Эта концепция в результате оказалась слишком сложной для людей; в самом буддизме возобладало фидеистическое, насыщенное моральным драматизмом направление махаяны, согласно которому в небе полно воплощений Будды и святых архантов, а бесконечность первоначальной пустоты заполнена живительным кислородом чистого сознания. И там еще хватало места для утонченного философствования, но богатство поэтического вымысла, радость необычайной красоты, яркий мир обрядов и глубокого волнения завоевали человеческие сердца. Тем временем разница между этой доступной версией науки Просветленного и индуизмом все сильнее стиралась, пока наконец самое дерзкое еретическое религиозное течение Индии незаметно не впиталось обратно в океан прежней ортодоксальности.
Подобные мысли подчеркивали впечатление, что это место не окончательно покинуто людьми.
Выходя из чаитьи, мы задержались в портике, пытаясь найти положение, из которого удалось бы поймать в объектив аппарата всю огромную фигуру Будды. И тогда у подножия статуи я заметил рассыпанные зернышки риса. Мне показалось, что время неожиданно сместилось. Я указал на рис любезно улыбающемуся шоферу.
— Кто-то приносит сюда жертвы.
Он кивнул.
— Значит, в окрестностях Бомбея есть буддисты?
— Есть.

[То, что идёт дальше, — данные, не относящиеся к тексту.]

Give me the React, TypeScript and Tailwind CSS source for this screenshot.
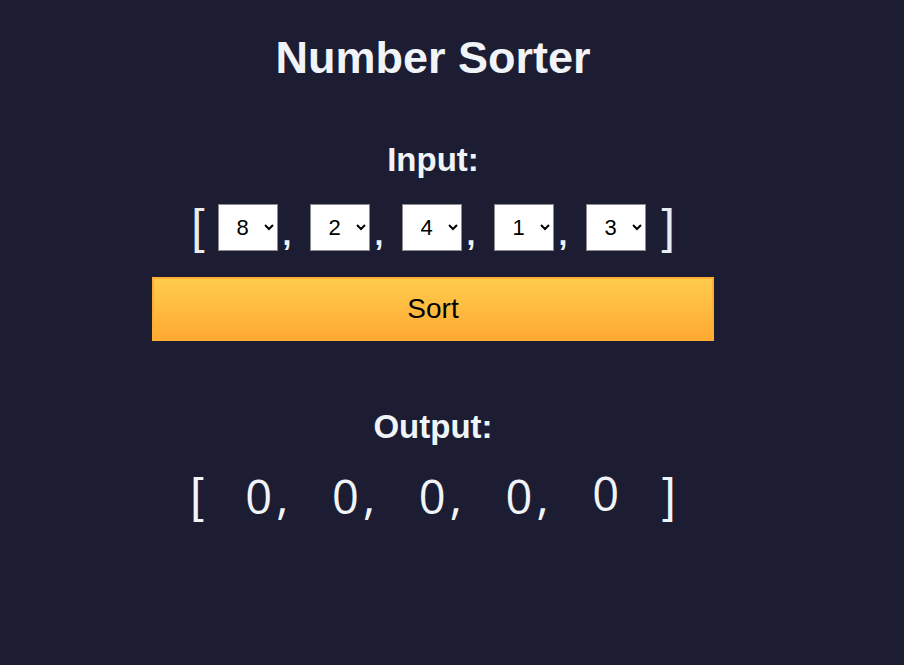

Последнее время все больше людей поворачиваются к буддизму. Особенно представители низших каст.
Так он и сказал: «поворачиваются к буддизму». Не обращаются, а поворачиваются; словно они до сих пор выбирают существующую в комплексе индийских верований альтернативу. Меня это поразило. До сих пор я считал, что целью организуемых правительством всемирных буддийских конгрессов в Дели является расширение индийского влияния в Азии. Неужели они были проявлением каких-то двигающих обществом или навязанных обществу тенденций?